From Down and Out in Paris and London…
At the end of chapter 12 George Orwell writes about washing up in a hotel kitchen: “It is dreadful to think that some people spend whole decades at such occupations. The woman whom I replaced was quite sixty years old, and she stood at the sink thirteen hours a day, six days a week, the year round; she was, in addition, horribly bullied by the waiters. She gave out she had once been an actress – actually, I imagine, a prostitute; most prostitutes end as charwomen. It was strange to see that in spite of her age and her life she still wore a bright blonde wig and darkened her eyes and painted her face like a girl of twenty. So apparently even a seventy-eight hour week can leave one with some vitality.”
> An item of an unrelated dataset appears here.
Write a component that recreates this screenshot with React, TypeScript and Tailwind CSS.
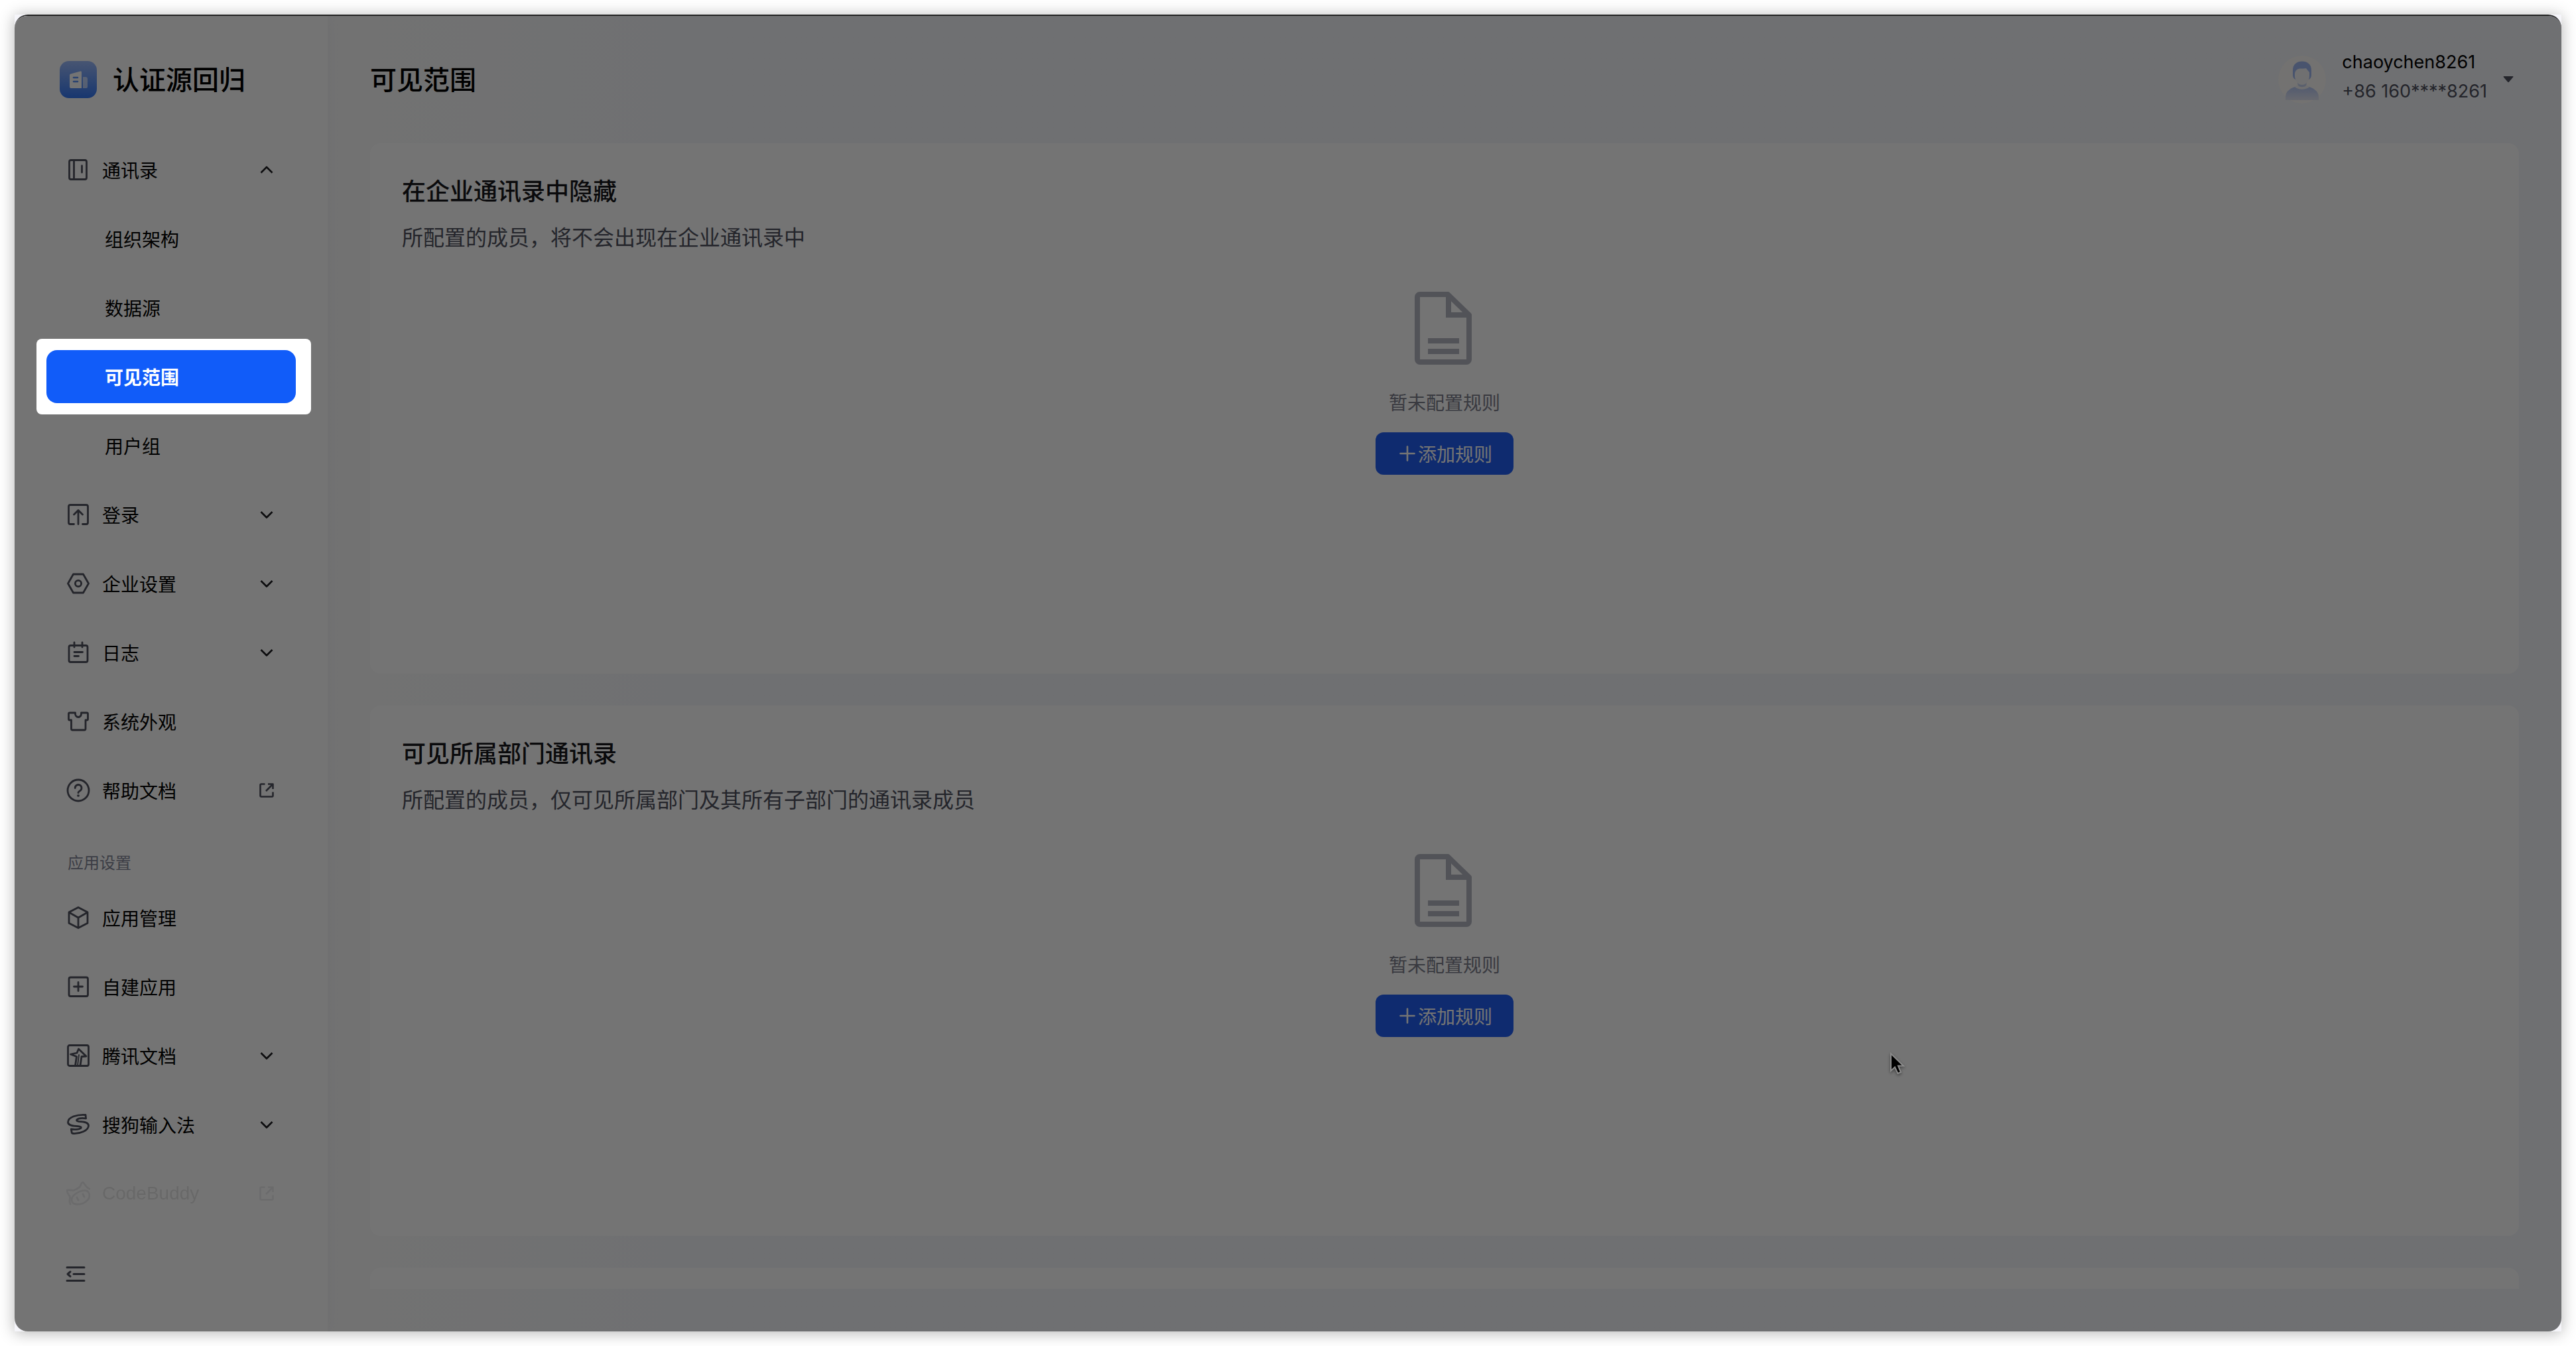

George Orwell’s descriptons of his companions and colleagues never show or arouse feelings of pity or moral outrage; they don’t glorify things either. These writings are broad urban landscapes; great canvases of human survival. The impression is of the absurdity, brutality and serendipity of life. One sees the alliances, petty betrayals, bizarre encounters, companionships and even friendships of human life, framed by ingenious and calamatous undertakings, triumphs, capitulations and regalvanisations.
These people aren’t victims of c-p-lism or anything like that. And you could not call them “poor”. As with the dishwasher woman, a certain vitality is possessed. This vitality’s politics is pragmatic, individualistic, amoral. There is not resentment but ambition.